Generation of Quantitative matrices:-
The quantitaive matrices consist of a table having the sequence weight frequencies of each of the 21 amino acids (including "X") at each position in the dataset of MHC binders divided by the corresponding expected frequency of that amino acid in the non-binders dataset. The MHC binders datasets for each MHC allele are generated by obtaining MHC binders of 9 amino acids from MHCBN database. The equal number of the non-binders is also obtained from the same database (if available) otherwise the 9-mer peptides are randomly choosen from the SWISS-PROT database. The quantitative matrices are addition matrices where the score of a peptide is calculated by summing up the scores of each residue at specific position along peptide sequence. For example, the score of peptide "ILKEPVHGV" is calculated as follows.
Score= I(1)+L(2)+K(3)+E(4)+P(5)+V(6)+H(7)+G(8)+V(9) (1)

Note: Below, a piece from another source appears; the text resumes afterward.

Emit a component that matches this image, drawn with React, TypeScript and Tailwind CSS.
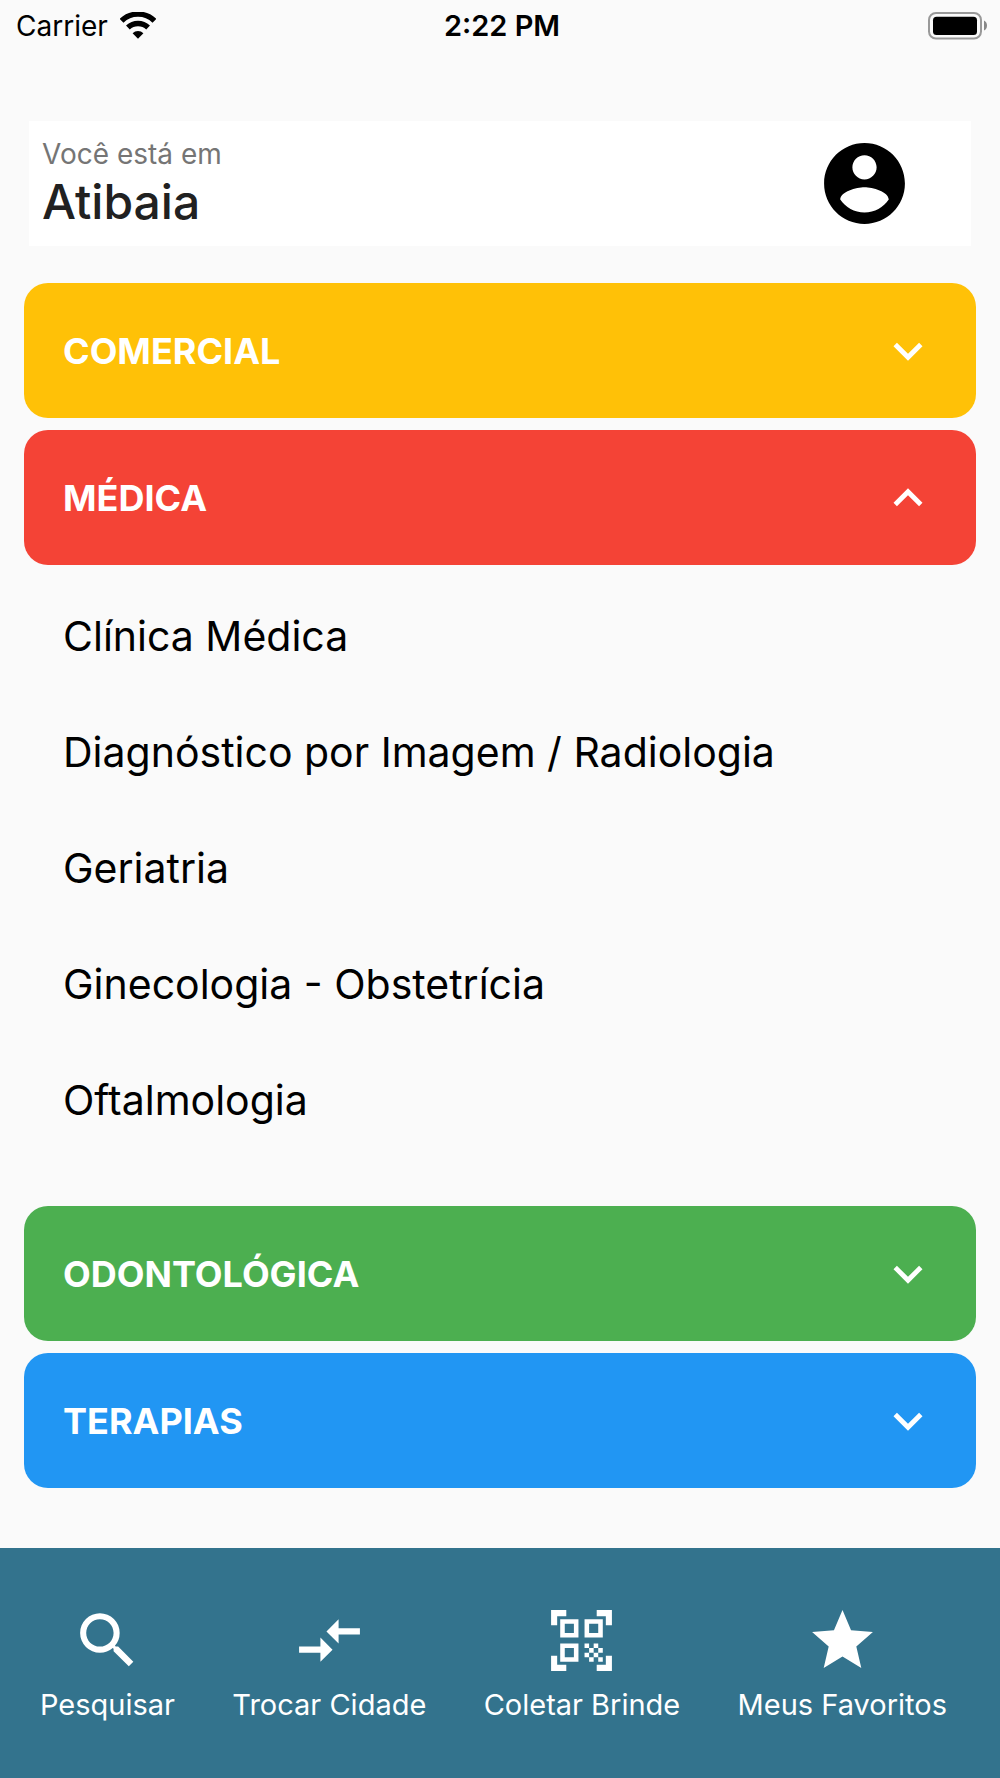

The peptides with score more than the cutoff score at a particular threshold are predicted as MHC binders.A few matrices are also obtained from literature(BIMAS and ProPred1).These matrices are mostly multiplication matrices. The score of the peptide is calculated as follows:e.g "ILKEPVHGV"
Peptide score=I(1) * L(2) * K(3) * E(4) * P(5) * V(6) * H(7) * G(8) *V (9) (2)
Threshold score: The determination of threshold or cutoff score is an integral part of matrices based predictions. It is prerequisite to calculate the cutoff score for each of the matrices. The calculation of the threshold score requires sufficient amount of data of MHC binders and non-binders. The threshold score for the matrix of each MHC allele is determined as follows:
Firstly, all overlapping peptides of 9 amino acids are generated from all the proteins present in SWISS-PROT database.
Secondly, the score for these natural SWISS-PROT peptides are obtained by using new quantitative matrices of different MHC alleles. These peptides are sorted in the desending order depending on the score achieved by each peptide. The top 1% of the peptides are extracted and the minimum score out of these peptides is considered as threshold score at 1%. Similarly, the peptide scores at other thresholds such as 2%,3% ,etc. is also calculated.
The peptide getting score more than cutoff score at particular threshold are known as binders. On the otherhand the peptide getting score less than threshold score are known as non-binders.